Our second illustration is a cross-section at the centreline of the car. The separation point is on the leading edge of the nose, which is actually the leading edge of the second wing element.
This allows airflow through the first slot gap, helping to keep it attached to the underside of the nose. This separation point is higher and further rearward. This central section of the first element has more of an upturned leading edge than it has further outboard so the separation line and the angle of attack of the airflow arriving there is quite different.
This is because in the area of the nose, you don’t have the other slot gaps to work on to keep the flow attachment on the undersurface of this first element or the underside of the nose. You only have one hit at it and by raising the leading edge you introduce more flow to that area.

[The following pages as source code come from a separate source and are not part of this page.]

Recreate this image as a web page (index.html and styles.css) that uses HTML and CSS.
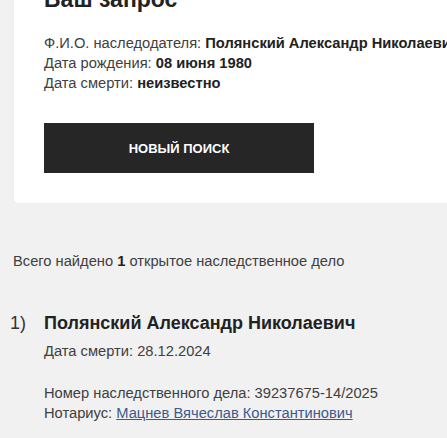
FILE: index.html
```html
<!DOCTYPE html>
<html lang="ru">
<head>
<meta charset="utf-8">
<link rel="stylesheet" href="styles.css">
</head>
<body>
<section class="card">
  <h1 class="title">Ваш запрос</h1>
  <div class="info">
    <p>Ф.И.О. наследодателя: <b>Полянский Александр Николаевич</b></p>
    <p>Дата рождения: <b>08 июня 1980</b></p>
    <p>Дата смерти: <b>неизвестно</b></p>
  </div>
  <button class="btn" type="button">Новый поиск</button>
</section>
<p class="total">Всего найдено <b>1</b> открытое наследственное дело</p>
<ol class="results">
  <li class="result">
    <span class="num">1)</span>
    <div class="body">
      <h2 class="name">Полянский Александр Николаевич</h2>
      <p class="death">Дата смерти: 28.12.2024</p>
      <p>Номер наследственного дела: 39237675-14/2025</p>
      <p>Нотариус: <a href="#">Мацнев Вячеслав Константинович</a></p>
    </div>
  </li>
</ol>
</body>
</html>
```
FILE: styles.css
```css
html, body {
  margin: 0;
  padding: 0;
}
body {
  background: #f1f1f1;
  font-family: "Liberation Sans", Arial, sans-serif;
  color: #404040;
  font-size: 14.7px;
  line-height: 20px;
  overflow: hidden;
}
p { margin: 0; white-space: nowrap; }
b { color: #222; font-weight: bold; }

.card {
  background: #fff;
  margin: 0 -30px 0 14px;
  padding: 0 30px 30px 30px;
  border-radius: 4px;
  box-shadow: 0 0 2px rgba(0,0,0,0.06);
}
.title {
  margin: -16px 0 0 0;
  font-size: 23px;
  line-height: 30px;
  font-weight: bold;
  color: #222;
}
.info {
  margin-top: 19px;
}
.btn {
  display: block;
  margin-top: 30px;
  width: 270px;
  height: 50px;
  border: 0;
  border-radius: 0;
  background: #262626;
  color: #fff;
  font-family: "Liberation Sans", Arial, sans-serif;
  font-size: 13px;
  font-weight: bold;
  text-transform: uppercase;
  padding: 0;
}
.total {
  margin: 48px 0 0 13px;
}
.results {
  list-style: none;
  margin: 40px 0 0 0;
  padding: 0;
}
.result {
  display: flex;
}
.num {
  width: 44px;
  box-sizing: border-box;
  padding-left: 10px;
  font-size: 18px;
  line-height: 24px;
  color: #333;
}
.name {
  margin: 0;
  font-size: 18px;
  line-height: 24px;
  font-weight: bold;
  color: #222;
  white-space: nowrap;
}
.death {
  margin: 6px 0 22px 0;
}
a {
  color: #3b5a8c;
  text-decoration: underline;
}
```
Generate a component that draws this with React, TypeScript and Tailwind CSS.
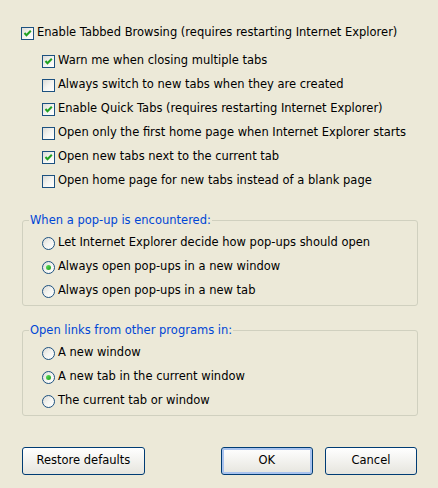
import React from "react";

const CheckBox: React.FC<{ checked?: boolean }> = ({ checked }) => (
  <span className="flex h-[13px] w-[13px] shrink-0 items-center justify-center border border-[#1C5180] bg-gradient-to-br from-[#DCDCD7] via-[#F4F4F0] to-white">
    {checked && (
      <svg width="9" height="9" viewBox="0 0 9 9">
        <path d="M1.5 4 L3.5 6.3 L7.8 1.8" stroke="#21A121" strokeWidth="2" fill="none" />
      </svg>
    )}
  </span>
);

const Radio: React.FC<{ checked?: boolean }> = ({ checked }) => (
  <span className="flex h-[13px] w-[13px] shrink-0 items-center justify-center rounded-full border border-[#1C5180] bg-gradient-to-br from-[#DCDCD7] via-[#F4F4F0] to-white">
    {checked && (
      <span className="h-[5px] w-[5px] rounded-full bg-gradient-to-br from-[#5BE35B] to-[#1E9A1E]" />
    )}
  </span>
);

const CheckRow: React.FC<{ checked?: boolean; label: string }> = ({ checked, label }) => (
  <div className="flex h-[24px] items-center gap-[3px]">
    <CheckBox checked={checked} />
    <span>{label}</span>
  </div>
);

const RadioRow: React.FC<{ checked?: boolean; label: string }> = ({ checked, label }) => (
  <div className="flex h-[24px] items-center gap-[3px]">
    <Radio checked={checked} />
    <span>{label}</span>
  </div>
);

const Group: React.FC<{ title: string; children: React.ReactNode; className?: string }> = ({
  title,
  children,
  className,
}) => (
  <fieldset className={"ml-[1px] w-[396px] rounded-[3px] border border-[#D0D0BF] " + (className ?? "")}>
    <legend className="ml-[6px] px-[1px] leading-[14px] text-[#0046D5]">{title}</legend>
    <div className="pb-[2px] pl-[19px] pt-[4px]">{children}</div>
  </fieldset>
);

const tabOptions = [
  { label: "Warn me when closing multiple tabs", checked: true },
  { label: "Always switch to new tabs when they are created", checked: false },
  { label: "Enable Quick Tabs (requires restarting Internet Explorer)", checked: true },
  { label: "Open only the first home page when Internet Explorer starts", checked: false },
  { label: "Open new tabs next to the current tab", checked: true },
  { label: "Open home page for new tabs instead of a blank page", checked: false },
];

export default function App() {
  return (
    <div className="h-[488px] w-[438px] bg-[#ECE9D8] px-[21px] pt-[21px] font-['DejaVu_Sans',sans-serif] text-[11.5px] text-black">
      <CheckRow checked label="Enable Tabbed Browsing (requires restarting Internet Explorer)" />
      <div className="mt-[4px] pl-[21px]">
        {tabOptions.map((o) => (
          <CheckRow key={o.label} checked={o.checked} label={o.label} />
        ))}
      </div>

      <Group title="When a pop-up is encountered:" className="mt-[20px]">
        <RadioRow label="Let Internet Explorer decide how pop-ups should open" />
        <RadioRow checked label="Always open pop-ups in a new window" />
        <RadioRow label="Always open pop-ups in a new tab" />
      </Group>

      <Group title="Open links from other programs in:" className="mt-[17px]">
        <RadioRow label="A new window" />
        <RadioRow checked label="A new tab in the current window" />
        <RadioRow label="The current tab or window" />
      </Group>

      <div className="mt-[31px] flex pl-[1px]">
        <button className="h-[28px] w-[124px] rounded-[3px] border border-[#003C74] bg-gradient-to-b from-white to-[#E6E5DE]">
          Restore defaults
        </button>
        <button className="ml-[76px] h-[28px] w-[93px] rounded-[3px] border border-[#003C74] bg-gradient-to-b from-white to-[#E6E5DE] shadow-[inset_0_0_0_2px_#A9C3EE]">
          OK
        </button>
        <button className="ml-[12px] h-[28px] w-[93px] rounded-[3px] border border-[#003C74] bg-gradient-to-b from-white to-[#E6E5DE]">
          Cancel
        </button>
      </div>
    </div>
  );
}
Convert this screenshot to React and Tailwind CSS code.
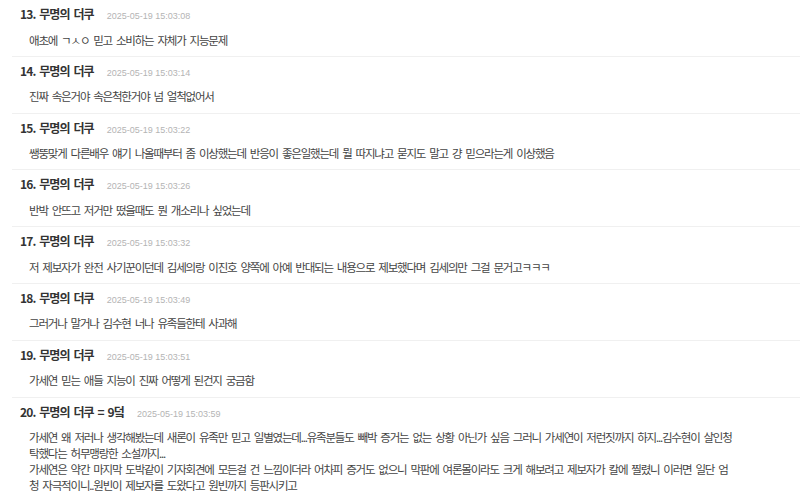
import React from 'react';

const comments = [
  { no: 13, time: '2025-05-19 15:03:08', lines: ['애초에 ㄱㅅㅇ 믿고 소비하는 자체가 지능문제'] },
  { no: 14, time: '2025-05-19 15:03:14', lines: ['진짜 속은거야 속은척한거야 넘 얼척없어서'] },
  {
    no: 15,
    time: '2025-05-19 15:03:22',
    lines: ['쌩뚱맞게 다른배우 얘기 나올때부터 좀 이상했는데 반응이 좋은일했는데 뭘 따지냐고 묻지도 말고 걍 믿으라는게 이상했음'],
  },
  { no: 16, time: '2025-05-19 15:03:26', lines: ['반박 안뜨고 저거만 떴을때도 뭔 개소리나 싶었는데'] },
  {
    no: 17,
    time: '2025-05-19 15:03:32',
    lines: ['저 제보자가 완전 사기꾼이던데 김세의랑 이진호 양쪽에 아예 반대되는 내용으로 제보했다며 김세의만 그걸 문거고ㅋㅋㅋ'],
  },
  { no: 18, time: '2025-05-19 15:03:49', lines: ['그러거나 말거나 김수현 너나 유족들한테 사과해'] },
  { no: 19, time: '2025-05-19 15:03:51', lines: ['가세연 믿는 애들 지능이 진짜 어떻게 된건지 궁금함'] },
  {
    no: 20,
    tag: ' = 9덬',
    time: '2025-05-19 15:03:59',
    lines: [
      '가세연 왜 저러나 생각해봤는데 새론이 유족만 믿고 일별였는데...유족분들도 빼박 증거는 없는 상황 아닌가 싶음 그러니 가세연이 저런짓까지 하지...김수현이 살인청',
      '탁했다는 허무맹랑한 소설까지...',
      '가세연은 약간 마지막 도박같이 기자회견에 모든걸 건 느낌이더라 어차피 증거도 없으니 막판에 여론몰이라도 크게 해보려고 제보자가 칼에 찔렸니 이러면 일단 엄',
      '청 자극적이니..원빈이 제보자를 도왔다고 원빈까지 등판시키고',
    ],
  },
];

const Comment = ({ c }) => (
  <li className="ml-[12px] border-b border-[#f0f0f0] pl-[8px] pr-2 pt-[5px] pb-[8.3px]">
    <div className="flex items-baseline h-[19px]">
      <span className="text-[12px] font-bold text-[#333] tracking-[-0.9px] [word-spacing:2px]">
        {c.no}. 무명의 더쿠{c.tag}
      </span>
      <span className="ml-[13px] text-[9px] text-[#b4b4b4] font-['Liberation_Sans',sans-serif]">{c.time}</span>
    </div>
    <div className="mt-[7.5px] pl-[9px] text-[11.5px] leading-[16px] text-[#444] tracking-[-1.2px] [word-spacing:2.6px]">
      {c.lines.map((line, i) => (
        <div key={i} className="whitespace-nowrap">
          {line}
        </div>
      ))}
    </div>
  </li>
);

export default function App() {
  return (
    <div className="w-[800px] h-[493px] overflow-hidden bg-white font-['Noto_Sans_CJK_KR',sans-serif]">
      <ul>
        {comments.map((c) => (
          <Comment key={c.no} c={c} />
        ))}
      </ul>
    </div>
  );
}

Yes, you will probably lose a little bit of front wing downforce, but it will be more consistent. And consistency in this area is critical because if it stalls, it will affect the car dramatically further downstream,
Once this airflow gets past the centreline of the front tyres, which create a huge percentage of the car’s blockage, it will then get pulled outwards by the low pressure behind the front tyres.
The responsibility for managing the airflow from there on rearwards is passed on to the leading edge of the underfloor and sidepods, but that’s another story for another day.
All teams are attempting to achieve similar effects with the front wing, it’s just a question of where you make the compromises – and there are always compromises – and how it interacts with the rest of your car concept.